Could this be the start of an Arctic arms race?
No stranger to adventures in the icy wastes, Russia is back in force – pouring money, missiles and men into the region in what is being described as the biggest Arctic military push since the fall of the Soviet Union.
It is causing concern in the US, where new Defence Secretary James Mattis has dubbed Moscow’s Arctic moves “aggressive steps”.
Mattis told his confirmation hearing this month that it was “not to our advantage to leave any part of the world” to others.
That poses a potential dilemma for President Donald Trump, who wants to repair US-Russia ties and team up with Moscow in Syria rather than get sucked into an Arctic arms race.
The build-up is causing jitters elsewhere. Some 300 US Marines landed in Norway this month for a six-month deployment, the first time since World War Two that foreign troops have been allowed to be stationed there.
And with memories of Russia’s 2014 annexation of Ukraine’s Crimea still fresh, NATO is watching closely. Six of its members held an exercise in the region in 2015.
Then there are the financial and commercial considerations.
“Even without icebreakers, the Northern Sea Route will become passable throughout the year, due to global warming. It is the shortest path from China and Japan, as well as other major Asian economies, into Europe,” said Viktor Murakhovskiy, Editor-in-Chief of ‘Homeland Arsenal’ magazine.
“So Russia is rebuilding it both in terms of air and maritime navigation as well as military security.”
Whether essential or not, given climate change, nuclear icebreakers are being built to clear channels for military and civilian ships.

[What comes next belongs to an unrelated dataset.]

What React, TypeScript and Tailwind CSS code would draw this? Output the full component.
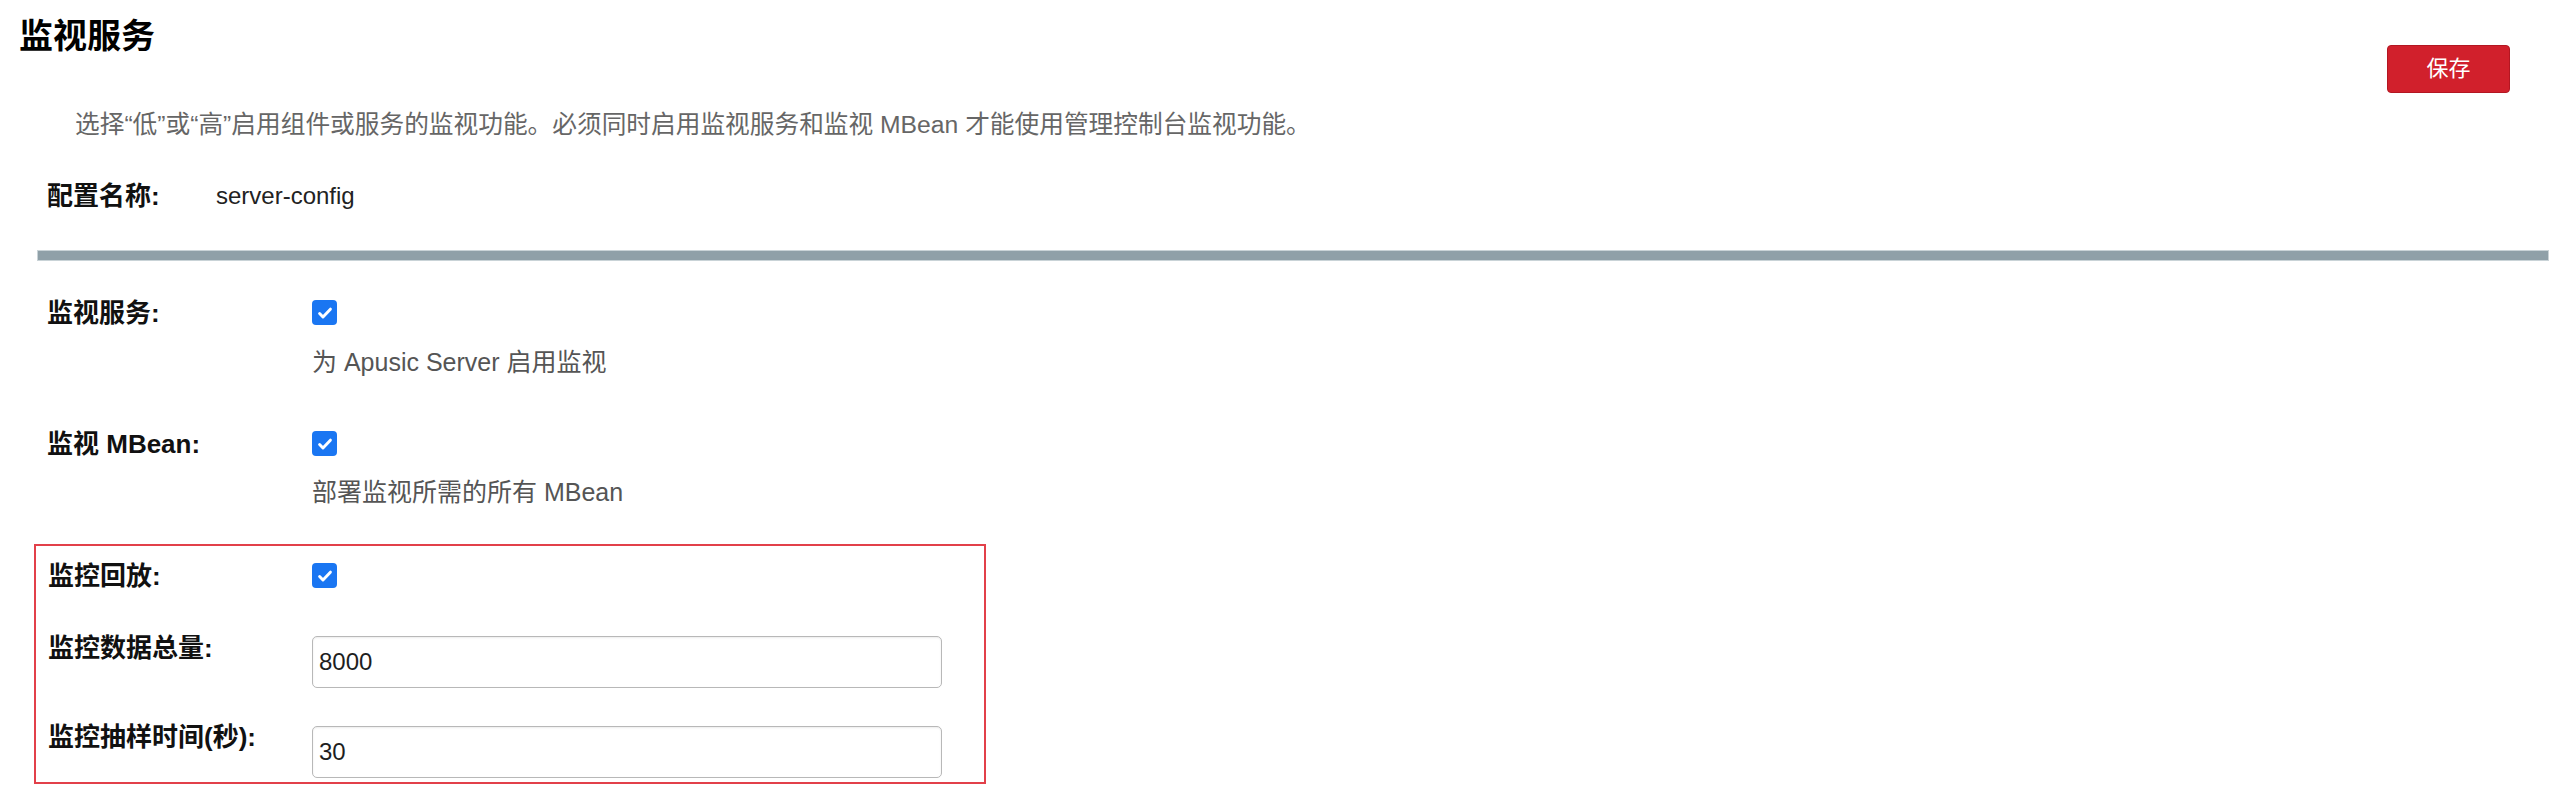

The Arctic is estimated to hold more hydrocarbon reserves than Saudi Arabia. The US Geological Survey estimates that The Arctic holds oil and gas reserves equivalent to 412 billion barrels of oil, about 22 percent of the world’s undiscovered oil and gas.
Russia's Gazprom Neft says launches more wells at Arctic oil project https://t.co/JuSYzeYEzs— Reuters Commodities (@ReutersCommods) 20 janvier 2017
Hence an even greater reason for Moscow to make its mark – despite the efforts of environmentalists like Greenpeace activists who attempted to board a Gazprom oil rig in the Arctic in 2013.
Russia is in the Arctic to stay, as was made clear back in 2007 when mini-submarines planted the national flag on the seabed beneath the North Pole.